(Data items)
==============================

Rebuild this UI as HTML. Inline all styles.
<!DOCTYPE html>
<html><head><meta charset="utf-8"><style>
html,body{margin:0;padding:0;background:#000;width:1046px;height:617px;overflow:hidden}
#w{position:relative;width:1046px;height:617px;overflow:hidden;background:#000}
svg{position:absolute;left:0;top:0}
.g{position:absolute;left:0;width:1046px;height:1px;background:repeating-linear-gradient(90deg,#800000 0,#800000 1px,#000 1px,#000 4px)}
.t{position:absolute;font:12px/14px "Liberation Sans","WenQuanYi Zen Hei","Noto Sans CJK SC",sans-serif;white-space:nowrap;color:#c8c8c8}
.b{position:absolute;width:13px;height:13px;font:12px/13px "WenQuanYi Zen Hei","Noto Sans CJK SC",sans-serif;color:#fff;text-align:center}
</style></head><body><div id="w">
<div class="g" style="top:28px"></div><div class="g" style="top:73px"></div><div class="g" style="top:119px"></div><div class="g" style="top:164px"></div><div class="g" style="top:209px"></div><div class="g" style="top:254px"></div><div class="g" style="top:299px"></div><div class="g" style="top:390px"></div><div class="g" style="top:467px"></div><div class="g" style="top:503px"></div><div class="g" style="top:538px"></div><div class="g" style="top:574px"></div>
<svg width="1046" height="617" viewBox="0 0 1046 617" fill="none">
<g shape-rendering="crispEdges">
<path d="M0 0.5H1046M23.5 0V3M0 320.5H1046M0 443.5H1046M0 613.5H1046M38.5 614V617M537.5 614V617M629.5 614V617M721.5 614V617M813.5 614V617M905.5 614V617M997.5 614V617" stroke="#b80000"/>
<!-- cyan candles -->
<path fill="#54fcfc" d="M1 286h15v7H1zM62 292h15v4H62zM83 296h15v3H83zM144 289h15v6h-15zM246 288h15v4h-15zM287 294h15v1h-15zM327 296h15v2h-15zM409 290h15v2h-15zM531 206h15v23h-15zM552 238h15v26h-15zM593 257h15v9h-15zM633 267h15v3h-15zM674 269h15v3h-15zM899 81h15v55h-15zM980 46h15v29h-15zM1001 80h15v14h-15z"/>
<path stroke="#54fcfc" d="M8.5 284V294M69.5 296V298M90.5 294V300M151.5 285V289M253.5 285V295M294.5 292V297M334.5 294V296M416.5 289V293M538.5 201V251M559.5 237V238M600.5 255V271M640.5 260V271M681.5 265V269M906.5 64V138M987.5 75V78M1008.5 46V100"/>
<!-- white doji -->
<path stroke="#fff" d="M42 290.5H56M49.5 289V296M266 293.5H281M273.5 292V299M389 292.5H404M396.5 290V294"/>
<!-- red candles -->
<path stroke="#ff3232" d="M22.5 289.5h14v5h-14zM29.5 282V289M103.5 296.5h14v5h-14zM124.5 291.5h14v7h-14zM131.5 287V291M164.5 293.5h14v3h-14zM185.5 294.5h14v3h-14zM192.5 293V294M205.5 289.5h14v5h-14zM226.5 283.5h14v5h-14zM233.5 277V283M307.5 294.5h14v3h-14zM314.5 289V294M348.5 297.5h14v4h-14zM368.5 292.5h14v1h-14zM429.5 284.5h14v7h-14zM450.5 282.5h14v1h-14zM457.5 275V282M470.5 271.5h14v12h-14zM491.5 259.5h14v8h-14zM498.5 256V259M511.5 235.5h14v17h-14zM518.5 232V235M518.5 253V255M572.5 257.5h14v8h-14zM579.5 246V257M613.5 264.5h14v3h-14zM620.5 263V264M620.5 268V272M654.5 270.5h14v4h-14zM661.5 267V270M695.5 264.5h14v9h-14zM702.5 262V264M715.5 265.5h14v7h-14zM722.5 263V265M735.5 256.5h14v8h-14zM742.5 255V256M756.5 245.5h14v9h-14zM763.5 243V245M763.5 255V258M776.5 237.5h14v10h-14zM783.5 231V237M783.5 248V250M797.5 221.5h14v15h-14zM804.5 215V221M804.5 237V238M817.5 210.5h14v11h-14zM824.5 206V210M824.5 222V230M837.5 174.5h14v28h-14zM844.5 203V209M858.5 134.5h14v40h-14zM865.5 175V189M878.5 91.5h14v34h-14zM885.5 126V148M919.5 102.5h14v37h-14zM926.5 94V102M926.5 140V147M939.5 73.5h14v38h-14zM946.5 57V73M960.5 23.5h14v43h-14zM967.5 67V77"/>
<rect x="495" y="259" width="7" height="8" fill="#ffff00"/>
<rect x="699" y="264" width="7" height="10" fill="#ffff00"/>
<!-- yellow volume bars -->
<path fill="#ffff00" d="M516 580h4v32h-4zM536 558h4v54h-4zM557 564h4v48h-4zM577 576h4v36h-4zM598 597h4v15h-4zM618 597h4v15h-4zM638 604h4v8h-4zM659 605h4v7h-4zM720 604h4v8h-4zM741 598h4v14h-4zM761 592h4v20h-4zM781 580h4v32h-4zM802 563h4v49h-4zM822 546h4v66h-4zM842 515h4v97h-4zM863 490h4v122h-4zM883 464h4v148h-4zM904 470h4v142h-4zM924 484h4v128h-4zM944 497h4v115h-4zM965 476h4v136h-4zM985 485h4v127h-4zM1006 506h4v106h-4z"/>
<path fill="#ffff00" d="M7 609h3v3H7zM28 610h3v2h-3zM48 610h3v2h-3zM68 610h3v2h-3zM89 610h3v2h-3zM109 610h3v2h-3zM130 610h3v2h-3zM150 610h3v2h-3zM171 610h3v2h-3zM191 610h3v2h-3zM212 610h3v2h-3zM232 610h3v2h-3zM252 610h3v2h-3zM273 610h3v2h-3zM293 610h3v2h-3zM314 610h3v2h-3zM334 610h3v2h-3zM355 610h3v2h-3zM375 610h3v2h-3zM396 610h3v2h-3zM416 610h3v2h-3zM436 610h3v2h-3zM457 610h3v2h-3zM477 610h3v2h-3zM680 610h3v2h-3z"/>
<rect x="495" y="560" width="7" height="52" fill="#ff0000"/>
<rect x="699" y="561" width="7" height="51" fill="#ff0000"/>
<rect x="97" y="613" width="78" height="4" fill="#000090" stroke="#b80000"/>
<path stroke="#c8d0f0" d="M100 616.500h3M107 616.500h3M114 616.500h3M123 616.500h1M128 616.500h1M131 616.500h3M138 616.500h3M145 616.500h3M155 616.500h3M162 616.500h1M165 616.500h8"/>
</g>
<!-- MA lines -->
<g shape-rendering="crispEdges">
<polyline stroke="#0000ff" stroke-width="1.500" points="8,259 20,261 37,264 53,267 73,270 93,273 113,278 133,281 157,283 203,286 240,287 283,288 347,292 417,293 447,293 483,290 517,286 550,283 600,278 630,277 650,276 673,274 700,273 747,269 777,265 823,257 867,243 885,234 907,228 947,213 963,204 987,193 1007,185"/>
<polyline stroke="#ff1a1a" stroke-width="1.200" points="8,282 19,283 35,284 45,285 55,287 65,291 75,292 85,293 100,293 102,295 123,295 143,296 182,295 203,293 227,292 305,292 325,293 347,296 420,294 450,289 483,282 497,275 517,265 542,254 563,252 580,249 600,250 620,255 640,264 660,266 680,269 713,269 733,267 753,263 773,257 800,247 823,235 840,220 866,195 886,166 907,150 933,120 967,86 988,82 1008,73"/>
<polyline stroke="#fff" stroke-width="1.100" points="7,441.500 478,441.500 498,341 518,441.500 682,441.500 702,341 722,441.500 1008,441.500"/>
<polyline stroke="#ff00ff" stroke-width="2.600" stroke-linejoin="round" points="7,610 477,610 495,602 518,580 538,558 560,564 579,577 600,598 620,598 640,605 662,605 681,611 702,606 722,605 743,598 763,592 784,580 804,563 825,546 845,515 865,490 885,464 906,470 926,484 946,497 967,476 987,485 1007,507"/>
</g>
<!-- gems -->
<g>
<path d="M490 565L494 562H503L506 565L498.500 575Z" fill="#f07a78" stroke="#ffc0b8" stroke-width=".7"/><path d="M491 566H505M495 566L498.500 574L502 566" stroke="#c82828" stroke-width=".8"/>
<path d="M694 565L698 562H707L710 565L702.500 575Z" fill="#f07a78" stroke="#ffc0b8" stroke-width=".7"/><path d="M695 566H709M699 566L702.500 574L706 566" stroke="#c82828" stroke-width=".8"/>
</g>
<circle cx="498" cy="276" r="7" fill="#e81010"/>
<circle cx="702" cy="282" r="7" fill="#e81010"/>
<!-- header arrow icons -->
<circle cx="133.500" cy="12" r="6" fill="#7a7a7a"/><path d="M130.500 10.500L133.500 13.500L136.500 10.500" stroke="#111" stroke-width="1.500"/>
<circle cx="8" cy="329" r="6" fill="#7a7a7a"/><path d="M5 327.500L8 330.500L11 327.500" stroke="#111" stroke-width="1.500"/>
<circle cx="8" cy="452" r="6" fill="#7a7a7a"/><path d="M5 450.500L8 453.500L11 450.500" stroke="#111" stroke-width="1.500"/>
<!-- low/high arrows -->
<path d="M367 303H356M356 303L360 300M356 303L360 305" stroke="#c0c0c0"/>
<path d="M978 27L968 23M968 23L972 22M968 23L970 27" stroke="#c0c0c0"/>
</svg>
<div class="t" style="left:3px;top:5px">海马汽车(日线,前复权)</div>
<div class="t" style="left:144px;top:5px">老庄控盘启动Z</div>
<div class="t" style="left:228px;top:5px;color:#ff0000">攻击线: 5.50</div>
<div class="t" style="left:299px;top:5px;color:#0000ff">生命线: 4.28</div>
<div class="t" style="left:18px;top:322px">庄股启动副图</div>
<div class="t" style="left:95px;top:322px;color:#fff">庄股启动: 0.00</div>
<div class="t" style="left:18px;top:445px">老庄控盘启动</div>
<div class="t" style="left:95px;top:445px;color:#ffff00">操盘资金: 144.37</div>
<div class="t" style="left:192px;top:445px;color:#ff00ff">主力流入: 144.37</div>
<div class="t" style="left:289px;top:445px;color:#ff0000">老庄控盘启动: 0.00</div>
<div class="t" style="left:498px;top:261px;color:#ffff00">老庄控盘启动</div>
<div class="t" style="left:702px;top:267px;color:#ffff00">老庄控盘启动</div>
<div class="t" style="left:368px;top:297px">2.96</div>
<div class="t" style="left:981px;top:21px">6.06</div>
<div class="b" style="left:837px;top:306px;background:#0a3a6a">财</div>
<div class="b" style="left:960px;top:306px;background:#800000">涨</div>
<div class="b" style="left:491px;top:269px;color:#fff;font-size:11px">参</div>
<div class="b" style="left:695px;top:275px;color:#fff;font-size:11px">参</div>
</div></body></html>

==============================

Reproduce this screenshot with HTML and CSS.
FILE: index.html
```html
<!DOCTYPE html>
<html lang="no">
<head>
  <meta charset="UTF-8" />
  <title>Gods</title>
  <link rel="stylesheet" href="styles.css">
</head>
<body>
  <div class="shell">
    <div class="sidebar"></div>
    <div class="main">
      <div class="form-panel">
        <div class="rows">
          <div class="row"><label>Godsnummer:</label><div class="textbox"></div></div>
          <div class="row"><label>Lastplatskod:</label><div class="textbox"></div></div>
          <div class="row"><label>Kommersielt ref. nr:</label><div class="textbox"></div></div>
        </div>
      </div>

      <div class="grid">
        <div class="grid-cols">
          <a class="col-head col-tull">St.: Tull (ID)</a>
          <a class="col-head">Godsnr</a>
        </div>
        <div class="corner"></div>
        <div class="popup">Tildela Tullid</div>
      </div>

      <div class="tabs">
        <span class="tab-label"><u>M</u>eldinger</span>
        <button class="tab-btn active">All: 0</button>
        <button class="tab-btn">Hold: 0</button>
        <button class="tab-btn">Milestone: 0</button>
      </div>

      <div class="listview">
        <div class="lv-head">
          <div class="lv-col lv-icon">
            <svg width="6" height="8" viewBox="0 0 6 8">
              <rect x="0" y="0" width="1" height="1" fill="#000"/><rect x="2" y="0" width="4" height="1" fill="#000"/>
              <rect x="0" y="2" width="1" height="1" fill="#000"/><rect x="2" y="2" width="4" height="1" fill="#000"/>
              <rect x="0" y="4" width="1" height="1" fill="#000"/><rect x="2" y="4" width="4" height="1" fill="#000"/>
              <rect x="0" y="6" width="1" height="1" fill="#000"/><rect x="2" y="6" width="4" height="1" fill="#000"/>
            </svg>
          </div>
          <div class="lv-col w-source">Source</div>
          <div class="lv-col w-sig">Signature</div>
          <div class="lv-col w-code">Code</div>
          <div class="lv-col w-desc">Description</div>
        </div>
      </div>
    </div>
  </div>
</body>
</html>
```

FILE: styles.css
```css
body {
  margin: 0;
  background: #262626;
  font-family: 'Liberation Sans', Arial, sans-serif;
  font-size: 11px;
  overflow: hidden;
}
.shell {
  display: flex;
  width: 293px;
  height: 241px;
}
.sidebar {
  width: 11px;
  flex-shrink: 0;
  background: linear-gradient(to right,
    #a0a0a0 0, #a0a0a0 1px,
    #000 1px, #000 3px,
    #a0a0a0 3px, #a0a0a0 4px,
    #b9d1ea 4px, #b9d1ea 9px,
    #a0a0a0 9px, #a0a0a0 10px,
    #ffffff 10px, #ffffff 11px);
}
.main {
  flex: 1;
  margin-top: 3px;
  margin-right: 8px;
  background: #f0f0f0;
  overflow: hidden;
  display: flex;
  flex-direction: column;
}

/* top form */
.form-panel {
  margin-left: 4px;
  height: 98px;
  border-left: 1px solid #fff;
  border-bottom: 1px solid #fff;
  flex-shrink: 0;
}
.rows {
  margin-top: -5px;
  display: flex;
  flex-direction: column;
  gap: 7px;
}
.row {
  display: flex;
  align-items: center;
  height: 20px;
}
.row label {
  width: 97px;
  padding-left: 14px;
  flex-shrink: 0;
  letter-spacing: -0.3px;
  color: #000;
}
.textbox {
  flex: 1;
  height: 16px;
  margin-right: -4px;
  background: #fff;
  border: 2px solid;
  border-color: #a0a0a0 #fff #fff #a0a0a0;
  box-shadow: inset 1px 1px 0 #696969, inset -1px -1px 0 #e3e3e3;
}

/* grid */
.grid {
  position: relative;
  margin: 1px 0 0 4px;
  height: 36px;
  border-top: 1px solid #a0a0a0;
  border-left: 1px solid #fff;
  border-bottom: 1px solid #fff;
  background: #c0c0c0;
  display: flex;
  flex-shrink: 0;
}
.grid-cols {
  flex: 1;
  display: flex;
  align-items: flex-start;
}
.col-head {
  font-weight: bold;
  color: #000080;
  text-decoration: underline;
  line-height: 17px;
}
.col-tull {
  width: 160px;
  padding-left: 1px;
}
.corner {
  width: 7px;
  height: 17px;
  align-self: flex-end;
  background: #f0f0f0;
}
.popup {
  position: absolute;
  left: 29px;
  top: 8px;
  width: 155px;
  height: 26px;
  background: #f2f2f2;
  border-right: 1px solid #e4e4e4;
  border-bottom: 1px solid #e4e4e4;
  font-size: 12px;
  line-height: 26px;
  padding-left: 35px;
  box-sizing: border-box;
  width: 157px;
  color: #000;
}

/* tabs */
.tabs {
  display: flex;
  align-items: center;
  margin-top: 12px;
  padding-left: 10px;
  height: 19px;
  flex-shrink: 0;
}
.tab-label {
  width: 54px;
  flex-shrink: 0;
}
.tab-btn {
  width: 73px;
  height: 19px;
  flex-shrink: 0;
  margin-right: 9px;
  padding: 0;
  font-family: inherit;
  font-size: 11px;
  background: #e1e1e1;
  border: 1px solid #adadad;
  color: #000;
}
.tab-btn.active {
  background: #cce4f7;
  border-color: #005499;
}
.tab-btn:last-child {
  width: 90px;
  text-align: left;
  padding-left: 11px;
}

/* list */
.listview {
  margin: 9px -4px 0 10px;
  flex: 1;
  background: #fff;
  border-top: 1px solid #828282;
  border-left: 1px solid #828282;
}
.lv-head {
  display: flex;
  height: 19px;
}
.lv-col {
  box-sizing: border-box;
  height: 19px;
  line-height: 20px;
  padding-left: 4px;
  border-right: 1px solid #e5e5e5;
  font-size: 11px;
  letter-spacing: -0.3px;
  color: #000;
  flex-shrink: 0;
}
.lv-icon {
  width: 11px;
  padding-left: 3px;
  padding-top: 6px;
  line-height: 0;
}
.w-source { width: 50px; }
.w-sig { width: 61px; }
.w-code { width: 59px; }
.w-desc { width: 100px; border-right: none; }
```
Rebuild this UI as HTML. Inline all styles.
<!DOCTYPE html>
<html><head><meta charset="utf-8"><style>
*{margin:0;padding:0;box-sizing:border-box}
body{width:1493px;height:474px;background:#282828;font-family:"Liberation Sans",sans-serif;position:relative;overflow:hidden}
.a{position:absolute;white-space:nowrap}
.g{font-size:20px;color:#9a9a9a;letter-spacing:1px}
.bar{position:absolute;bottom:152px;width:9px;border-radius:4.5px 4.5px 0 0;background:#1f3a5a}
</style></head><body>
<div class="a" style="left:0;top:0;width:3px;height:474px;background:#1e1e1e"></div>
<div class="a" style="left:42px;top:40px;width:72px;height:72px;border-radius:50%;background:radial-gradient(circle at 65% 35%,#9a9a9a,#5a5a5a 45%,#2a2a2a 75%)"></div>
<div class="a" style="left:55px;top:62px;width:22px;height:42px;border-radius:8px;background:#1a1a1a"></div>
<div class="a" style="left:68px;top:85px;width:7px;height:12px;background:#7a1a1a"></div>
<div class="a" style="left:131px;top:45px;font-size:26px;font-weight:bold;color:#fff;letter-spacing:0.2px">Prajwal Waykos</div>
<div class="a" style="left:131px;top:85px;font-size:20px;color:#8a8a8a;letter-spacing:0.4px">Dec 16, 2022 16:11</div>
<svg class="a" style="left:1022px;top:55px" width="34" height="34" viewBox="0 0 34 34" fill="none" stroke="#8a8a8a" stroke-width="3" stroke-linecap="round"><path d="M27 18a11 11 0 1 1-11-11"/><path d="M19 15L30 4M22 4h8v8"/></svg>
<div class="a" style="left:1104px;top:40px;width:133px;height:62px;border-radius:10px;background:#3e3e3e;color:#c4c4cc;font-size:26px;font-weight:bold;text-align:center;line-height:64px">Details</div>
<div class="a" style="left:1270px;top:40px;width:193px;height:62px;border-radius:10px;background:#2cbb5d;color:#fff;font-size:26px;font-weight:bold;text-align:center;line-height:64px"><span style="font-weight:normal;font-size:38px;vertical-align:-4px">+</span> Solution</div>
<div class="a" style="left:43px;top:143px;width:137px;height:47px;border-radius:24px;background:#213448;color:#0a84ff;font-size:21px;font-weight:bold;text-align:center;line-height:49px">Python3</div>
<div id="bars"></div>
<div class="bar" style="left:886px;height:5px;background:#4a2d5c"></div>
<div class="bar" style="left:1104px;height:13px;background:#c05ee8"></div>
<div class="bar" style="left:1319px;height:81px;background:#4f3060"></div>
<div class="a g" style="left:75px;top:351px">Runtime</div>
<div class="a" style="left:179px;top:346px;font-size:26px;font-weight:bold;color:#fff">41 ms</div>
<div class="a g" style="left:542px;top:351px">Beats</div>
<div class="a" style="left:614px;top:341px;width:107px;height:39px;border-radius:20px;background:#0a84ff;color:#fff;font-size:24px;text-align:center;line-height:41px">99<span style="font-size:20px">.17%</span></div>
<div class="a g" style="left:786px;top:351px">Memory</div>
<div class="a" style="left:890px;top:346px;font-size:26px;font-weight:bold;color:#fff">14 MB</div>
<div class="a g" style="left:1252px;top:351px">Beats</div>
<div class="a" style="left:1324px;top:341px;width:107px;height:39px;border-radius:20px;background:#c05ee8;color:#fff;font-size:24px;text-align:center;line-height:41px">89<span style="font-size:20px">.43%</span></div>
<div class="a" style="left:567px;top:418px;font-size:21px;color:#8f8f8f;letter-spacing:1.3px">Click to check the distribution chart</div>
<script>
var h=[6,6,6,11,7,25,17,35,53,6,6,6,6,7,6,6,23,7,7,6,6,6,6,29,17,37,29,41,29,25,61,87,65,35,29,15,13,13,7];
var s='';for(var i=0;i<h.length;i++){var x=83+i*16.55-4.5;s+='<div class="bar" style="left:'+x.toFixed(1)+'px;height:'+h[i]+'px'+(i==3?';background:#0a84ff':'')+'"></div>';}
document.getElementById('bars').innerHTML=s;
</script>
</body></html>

==============================

Set problem. Give only the number of lines in the entries that contain "styles".

Exercise output. 4